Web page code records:
— start —

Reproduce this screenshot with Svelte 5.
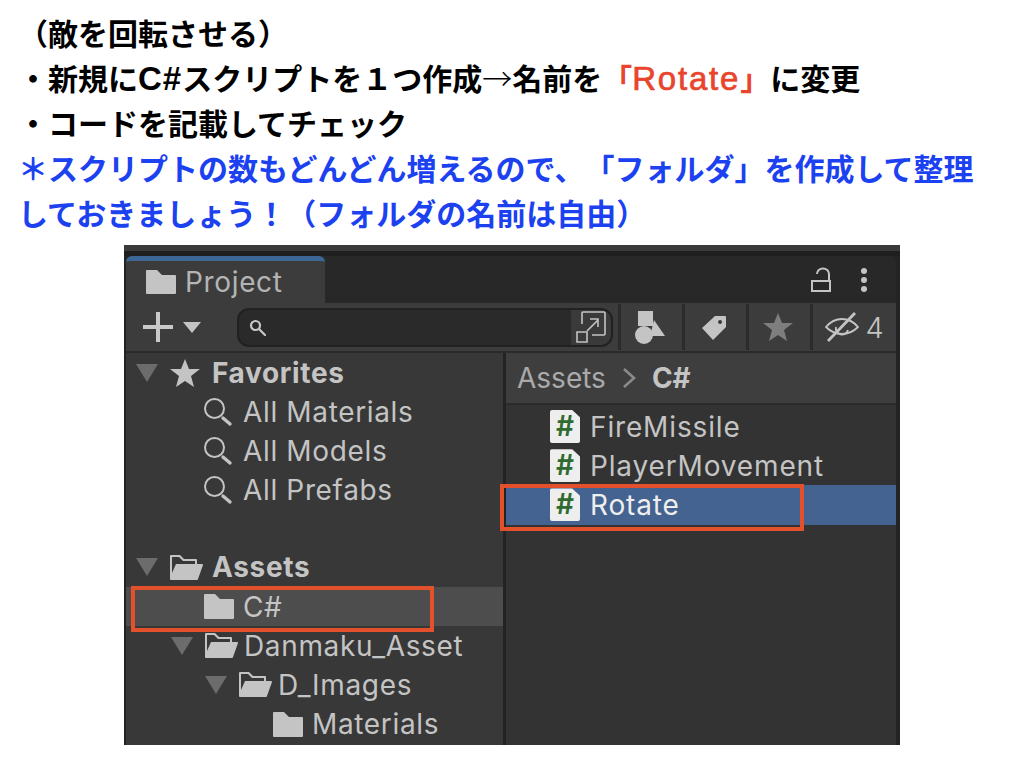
<script>
	const favorites = ['All Materials', 'All Models', 'All Prefabs'];
	const tree = [
		{ name: 'C#', indent: 78, open: false, selected: true },
		{ name: 'Danmaku_Asset', indent: 45, open: true },
		{ name: 'D_Images', indent: 79, open: true },
		{ name: 'Materials', indent: 147, open: false, noArrow: true }
	];
	const scripts = ['FireMissile', 'PlayerMovement', 'Rotate'];
</script>

<main class="page">
	<section class="notes">
		<p class="first">（敵を回転させる）</p>
		<p>・新規に<span class="latin">C#</span>スクリプトを１つ作成<span class="thin">→</span>名前を<span class="red">「<span class="latin">Rotate</span>」</span>に変更</p>
		<p>・コードを記載してチェック</p>
		<p class="blue">＊スクリプトの数もどんどん増えるので、「フォルダ」を作成して整理</p>
		<p class="blue">しておきましょう！（フォルダの名前は自由）</p>
	</section>

	<section class="panel">
		<div class="strip"></div>
		<header class="tabbar">
			<div class="tab">
				<svg class="tab-folder" viewBox="0 0 30 24"><path d="M1 0h10l5 5h13a1 1 0 0 1 1 1v17a1 1 0 0 1-1 1H1a1 1 0 0 1-1-1V1a1 1 0 0 1 1-1z" /></svg>
				<span>Project</span>
			</div>
			<div class="tab-actions">
				<svg width="20" height="26" viewBox="0 0 20 26" fill="none" stroke="#c4c4c4" stroke-width="2">
					<path d="M1 14h18v10H1z" /><path d="M6 7a6 5.5 0 0 1 12 0v7" />
				</svg>
				<svg width="10" height="26" viewBox="0 0 10 26" fill="#c4c4c4">
					<circle cx="5" cy="4" r="3" /><circle cx="5" cy="13" r="3" /><circle cx="5" cy="22" r="3" />
				</svg>
			</div>
		</header>

		<div class="toolbar">
			<div class="create">
				<svg width="30" height="30" viewBox="0 0 30 30" fill="#c9c9c9"><path d="M13 0h4v13h13v4H17v13h-4V17H0v-4h13z" /></svg>
				<svg width="18" height="11" viewBox="0 0 18 11" fill="#c4c4c4"><path d="M0 0h18L9 11z" /></svg>
			</div>
			<div class="search">
				<svg class="lens" width="17" height="17" viewBox="0 0 17 17" fill="none" stroke="#c8c8c8" stroke-width="2.2">
					<circle cx="6.5" cy="6.5" r="4.5" /><path d="M10 10l6 6" stroke-linecap="round" />
				</svg>
				<div class="search-end">
					<svg width="30" height="32" viewBox="0 0 30 32" fill="none" stroke="#c4c4c4" stroke-width="1.6">
						<path d="M6 13V2a1 1 0 0 1 1-1h21a1 1 0 0 1 1 1v21a1 1 0 0 1-1 1H16" />
						<path d="M1 21h10v10H1z" /><path d="M11 20l11-11M14 8h8v8" />
					</svg>
				</div>
			</div>
			<div class="tool">
				<svg width="30" height="33" viewBox="0 0 30 33" fill="#c4c4c4">
					<path d="M3 0h15v15H3z" /><path d="M19 9l11 16H15z" /><circle cx="9" cy="24" r="9" />
				</svg>
			</div>
			<div class="tool">
				<svg width="26" height="26" viewBox="0 0 26 26" fill="#c4c4c4" fill-rule="evenodd">
					<path d="M14 2h10a1 1 0 0 1 1 1v10L12 26 1 14zM19 6a2 2 0 1 0 .1 0z" />
				</svg>
			</div>
			<div class="tool">
				<svg width="30" height="28" viewBox="0 0 30 28" fill="#7e7e7e"><path d="M15 0l4 10h11l-9 7 3 11-9-6-9 6 3-11-9-7h11z" /></svg>
			</div>
			<div class="tool eye">
				<svg width="35" height="30" viewBox="0 0 35 30" fill="none" stroke="#c4c4c4" stroke-width="1.8">
					<path d="M1 15c5-6 10-8 16-8s11 2 16 8c-5 5-10 7-16 7S6 20 1 15z" />
					<path d="M11 15a6 6 0 0 0 12 3" /><path d="M3 29L30 1" stroke-width="2.8" />
				</svg>
				<span>4</span>
			</div>
		</div>

		<div class="body">
			<aside class="left">
				<div class="row head">
					<svg class="arrow" viewBox="0 0 22 18"><path d="M0 0h22L11 18z" /></svg>
					<svg class="head-icon star" width="30" height="28" viewBox="0 0 30 28" fill="#c4c4c4"><path d="M15 0l4 10h11l-9 7 3 11-9-6-9 6 3-11-9-7h11z" /></svg>
					<span>Favorites</span>
				</div>
				{#each favorites as item}
					<div class="row fav">
						<svg width="30" height="30" viewBox="0 0 30 30" fill="none" stroke="#c4c4c4">
							<circle cx="11.5" cy="11.5" r="9.5" stroke-width="2" /><path d="M20 21l7 6" stroke-width="3.4" stroke-linecap="round" />
						</svg>
						<span>{item}</span>
					</div>
				{/each}

				<div class="spacer"></div>

				<div class="row head">
					<svg class="arrow" viewBox="0 0 22 18"><path d="M0 0h22L11 18z" /></svg>
					<svg class="head-icon" width="33" height="25" viewBox="0 0 33 25" fill="#c4c4c4" fill-rule="evenodd"><path d="M1 0h9l4 4h12a1 1 0 0 1 1 1v4h5a1 1 0 0 1 1 1l-5 14a1 1 0 0 1-1 1H1a1 1 0 0 1-1-1V1a1 1 0 0 1 1-1zM2 2v16L6 9h19V6H13L9 2z" /></svg>
					<span>Assets</span>
				</div>
				{#each tree as item}
					<div class="row node" class:selected={item.selected} style="padding-left: {item.indent}px">
						{#if item.open}
							<svg class="arrow" viewBox="0 0 22 18"><path d="M0 0h22L11 18z" /></svg>
							<svg class="node-icon" width="33" height="25" viewBox="0 0 33 25" fill="#c4c4c4" fill-rule="evenodd"><path d="M1 0h9l4 4h12a1 1 0 0 1 1 1v4h5a1 1 0 0 1 1 1l-5 14a1 1 0 0 1-1 1H1a1 1 0 0 1-1-1V1a1 1 0 0 1 1-1zM2 2v16L6 9h19V6H13L9 2z" /></svg>
						{:else}
							<svg class="node-icon closed" width="30" height="25" viewBox="0 0 30 25" fill="#c4c4c4"><path d="M1 0h10l5 5h13a1 1 0 0 1 1 1v18a1 1 0 0 1-1 1H1a1 1 0 0 1-1-1V1a1 1 0 0 1 1-1z" /></svg>
						{/if}
						<span>{item.name}</span>
					</div>
				{/each}
				<div class="outline tree-mark"></div>
			</aside>

			<div class="right">
				<div class="crumbs">
					<span>Assets</span>
					<svg width="14" height="20" viewBox="0 0 14 20" fill="none" stroke="#8a8a8a" stroke-width="2.6"><path d="M2 1l10 9-10 9" /></svg>
					<b>C#</b>
				</div>
				<div class="files">
					{#each scripts as file}
						<div class="file" class:active={file === 'Rotate'}>
							<div class="doc"><span>#</span></div>
							<span>{file}</span>
						</div>
					{/each}
					<div class="outline file-mark"></div>
				</div>
			</div>
		</div>
	</section>
</main>

<style>
	:global(body) {
		background: #fff;
	}

	.page {
		width: 1024px;
		height: 768px;
		overflow: hidden;
		font-family: 'Noto Sans CJK JP', sans-serif;
	}

	.notes {
		padding: 10px 0 0 18px;
		height: 234px;
		box-sizing: border-box;
		font-size: 30px;
		font-weight: 700;
		color: #000;
		text-spacing-trim: space-all;
	}

	.notes p {
		margin: 0;
		height: 45px;
		line-height: 45px;
		white-space: nowrap;
	}

	.notes .blue {
		color: #1b41f0;
	}

	.latin {
		font-family: 'Liberation Sans', sans-serif;
		font-size: 33px;
		letter-spacing: 1px;
		line-height: 1;
	}

	.thin {
		font-weight: 300;
	}

	.red {
		color: #e8452c;
	}

	.red .latin {
		font-weight: 400;
		letter-spacing: 1.8px;
		-webkit-text-stroke: 0.7px #e8452c;
	}

	.panel {
		margin: 11px 0 0 124px;
		width: 776px;
		height: 500px;
		background: #232323;
		display: flex;
		flex-direction: column;
		font-family: Inter, sans-serif;
		color: #c4c4c4;
		overflow: hidden;
	}

	.strip {
		height: 6px;
		background: #3a3a3a;
		border-bottom: 5px solid #1f1f1f;
		flex: none;
	}

	.tabbar {
		height: 47px;
		flex: none;
		margin-left: 2px;
		margin-right: 4px;
		background: #282828;
		border-radius: 6px 6px 0 0;
		display: flex;
		justify-content: space-between;
		align-items: center;
	}

	.tab {
		width: 199px;
		height: 47px;
		box-sizing: border-box;
		background: #3c3c3c;
		border-top: 5px solid #3d6797;
		border-radius: 6px 6px 0 0;
		display: flex;
		align-items: center;
		gap: 9px;
		padding: 0 0 0 20px;
		font-size: 28px;
		letter-spacing: 0.65px;
		color: #b4b4b4;
	}

	.tab-folder {
		width: 30px;
		height: 24px;
		fill: #c4c4c4;
	}

	.tab-actions {
		display: flex;
		align-items: center;
		gap: 28px;
		padding-right: 27px;
	}

	.toolbar {
		height: 50px;
		flex: none;
		margin-left: 2px;
		margin-right: 4px;
		background: #3c3c3c;
		display: flex;
		align-items: center;
		border-bottom: 2px solid #2a2a2a;
		box-sizing: border-box;
	}

	.create {
		width: 111px;
		flex: none;
		padding-left: 17px;
		box-sizing: border-box;
		display: flex;
		align-items: center;
		gap: 10px;
	}

	.search {
		width: 376px;
		height: 39px;
		flex: none;
		box-sizing: border-box;
		margin-right: 5px;
		background: #2a2a2a;
		border: 2px solid #212121;
		border-radius: 12px;
		display: flex;
		align-items: center;
		justify-content: space-between;
		overflow: hidden;
	}

	.lens {
		margin-left: 10px;
	}

	.search-end {
		width: 40px;
		height: 100%;
		background: #3a3a3a;
		display: flex;
		align-items: center;
		justify-content: center;
	}

	.tool {
		width: 64px;
		height: 46px;
		flex: none;
		background: #3c3c3c;
		border-left: 3px solid #2b2b2b;
		box-sizing: border-box;
		display: flex;
		align-items: center;
		justify-content: center;
	}

	.tool svg {
		margin-right: 3px;
	}

	.tool.eye {
		width: 86px;
		gap: 2px;
		font-size: 29px;
		font-weight: 300;
	}

	.body {
		flex: 1;
		min-height: 0;
		margin-left: 2px;
		margin-right: 4px;
		display: flex;
		font-size: 28px;
		letter-spacing: 0.65px;
	}

	.left {
		position: relative;
		width: 377px;
		flex: none;
		background: #383838;
		box-sizing: border-box;
	}

	.row {
		height: 39.2px;
		display: flex;
		align-items: center;
		white-space: nowrap;
		box-sizing: border-box;
	}

	.arrow {
		width: 22px;
		height: 18px;
		flex: none;
		fill: #6c6c6c;
	}

	.head {
		padding-left: 10px;
		font-weight: 700;
	}

	.head-icon {
		flex: none;
		margin-left: 12px;
		margin-right: 9px;
	}

	.head-icon.star {
		margin-right: 12px;
	}

	.fav {
		padding-left: 77px;
		gap: 10px;
	}

	.spacer {
		height: 38px;
	}

	.node-icon {
		flex: none;
		margin-left: 12px;
		margin-right: 6px;
	}

	.node-icon.closed {
		margin-left: 0;
		margin-right: 9px;
	}

	.selected {
		background: #4d4d4d;
	}

	.outline {
		position: absolute;
		border: 4px solid #e2512c;
		box-sizing: border-box;
		pointer-events: none;
	}

	.tree-mark {
		left: 5px;
		top: 233px;
		width: 303px;
		height: 46px;
	}

	.right {
		flex: 1;
		margin-left: 3px;
		display: flex;
		flex-direction: column;
		background: #333;
	}

	.crumbs {
		height: 52px;
		flex: none;
		box-sizing: border-box;
		background: #3e3e3e;
		border-bottom: 2px solid #2c2c2c;
		padding-left: 11px;
		display: flex;
		align-items: center;
		gap: 16px;
		color: #aaa;
		letter-spacing: 0;
	}

	.crumbs b {
		color: #c4c4c4;
	}

	.files {
		position: relative;
		padding-top: 2px;
		letter-spacing: 0.85px;
	}

	.file {
		height: 39.2px;
		display: flex;
		align-items: center;
		padding-left: 44px;
		gap: 10px;
		white-space: nowrap;
	}

	.file.active {
		background: #446390;
		color: #eee;
	}

	.doc {
		width: 30px;
		height: 33px;
		flex: none;
		background: #eeeeee;
		border-radius: 2px;
		clip-path: polygon(0 0, 74% 0, 100% 22%, 100% 100%, 0 100%);
		color: #2f6a30;
		font-size: 28px;
		font-weight: 600;
		letter-spacing: 0;
		line-height: 33px;
		text-align: center;
	}

	.file-mark {
		left: -6px;
		top: 79px;
		width: 304px;
		height: 47px;
	}
</style>
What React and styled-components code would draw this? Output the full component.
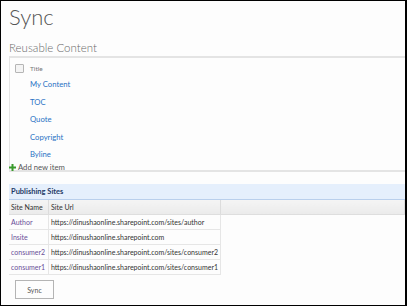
import React from 'react'
import styled, { createGlobalStyle } from 'styled-components'

const Global = createGlobalStyle`
    html, body {
        margin: 0;
        padding: 0;
        background: #fff;
    }
    body {
        font-family: Lato, "Open Sans", sans-serif;
    }
`
const Frame = styled.div`
    width: 407px;
    height: 306px;
    box-sizing: border-box;
    border: 1px solid #000;
    border-right-width: 2px;
    background: #fdfdfd;
    padding-left: 8px;
    overflow: hidden;
`
const PageTitle = styled.h1`
    margin: 0;
    padding-top: 1px;
    font-size: 22px;
    line-height: 30px;
    font-weight: 300;
    color: #555;
`
const SectionTitle = styled.h2`
    margin: 0;
    padding-top: 7px;
    font-size: 11.5px;
    line-height: 17px;
    font-weight: 300;
    color: #6a6a6a;
`
const ListBox = styled.div`
    height: 116px;
    box-sizing: border-box;
    border: 1px solid #e4e4e4;
    border-top-width: 2px;
    border-bottom-width: 2px;
    border-right: none;
    display: flex;
    flex-direction: column;
`
const ListHead = styled.div`
    display: flex;
    align-items: center;
    height: 14px;
    margin-top: 3px;
    padding-left: 5px;
    gap: 6px;
    font-size: 6.5px;
    color: #777;
`
const Check = styled.span`
    width: 7px;
    height: 7px;
    border: 1px solid #b5b5b5;
    background: #f4f4f4;
    border-radius: 1px;
`
const Item = styled.a`
    display: block;
    height: 17.6px;
    line-height: 18px;
    padding-left: 20px;
    font-size: 7.7px;
    color: #2a72c4;
    text-decoration: none;
`
const AddRow = styled.div`
    margin-top: auto;
    margin-bottom: -1px;
    display: flex;
    align-items: center;
    gap: 2px;
    height: 8px;
    font-size: 7.7px;
    color: #555;
    margin-left: -1px;
`
const Plus = styled.svg`
    width: 7px;
    height: 7px;
`
const Panel = styled.div`
    margin-top: 12px;
`
const PanelHead = styled.div`
    height: 15px;
    line-height: 15px;
    padding-left: 2px;
    background: #e5effc;
    border-bottom: 1px solid #b9cfec;
    font-size: 7.5px;
    font-weight: 700;
    color: #1f3a66;
`
const Table = styled.table`
    width: 100%;
    border-collapse: collapse;
    font-size: 7px;
`
const Th = styled.th`
    height: 14px;
    padding: 0 2px;
    text-align: left;
    font-weight: 400;
    color: #333;
    background: linear-gradient(#f4f4f4, #ebebeb);
    border-right: 1px solid #dcdcdc;
    border-bottom: 1px solid #dedede;
    white-space: nowrap;
`
const Td = styled.td`
    height: 14px;
    padding: 0 2px;
    border: 1px solid #e6e6e6;
    border-left: none;
    white-space: nowrap;
    color: ${p => (p.$link ? '#6a4f98' : '#333')};
`
const Filler = styled.td`
    border: none;
`
const ButtonRow = styled.div`
    padding: 5px 0 0 6px;
`
const Button = styled.button`
    display: block;
    width: 39px;
    height: 19px;
    border: 1px solid #b4b4b4;
    background: #fdfdfd;
    font-family: inherit;
    font-size: 7px;
    color: #555;
    padding: 0;
`

const items = ['My Content', 'TOC', 'Quote', 'Copyright', 'Byline']
const sites = [
    ['Author', 'https://dinushaonline.sharepoint.com/sites/author'],
    ['Insite', 'https://dinushaonline.sharepoint.com'],
    ['consumer2', 'https://dinushaonline.sharepoint.com/sites/consumer2'],
    ['consumer1', 'https://dinushaonline.sharepoint.com/sites/consumer1'],
]

const App = () => (
    <>
        <Global />
        <Frame>
            <PageTitle>Sync</PageTitle>
            <SectionTitle>Reusable Content</SectionTitle>
            <ListBox>
                <ListHead>
                    <Check />
                    <span>Title</span>
                </ListHead>
                {items.map(i => (
                    <Item key={i}>{i}</Item>
                ))}
                <AddRow>
                    <Plus viewBox="0 0 7 7">
                        <path d="M2.5 0h2v2.5H7v2H4.5V7h-2V4.5H0v-2h2.5z" fill="#3a9a2c" />
                    </Plus>
                    <span>Add new item</span>
                </AddRow>
            </ListBox>
            <Panel>
                <PanelHead>Publishing Sites</PanelHead>
                <Table>
                    <thead>
                        <tr>
                            <Th style={{ width: 35 }}>Site Name</Th>
                            <Th style={{ width: 166 }}>Site Url</Th>
                            <Th />
                        </tr>
                    </thead>
                    <tbody>
                        {sites.map(([name, url]) => (
                            <tr key={name}>
                                <Td $link>{name}</Td>
                                <Td>{url}</Td>
                                <Filler />
                            </tr>
                        ))}
                    </tbody>
                </Table>
            </Panel>
            <ButtonRow>
                <Button>Sync</Button>
            </ButtonRow>
        </Frame>
    </>
)
export default App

— end —

→ **YOUR GOAL**:
Using the listing above, state the number of lines that hold "this", with no other text.

→ **ANSWER TO THE TASK**:
2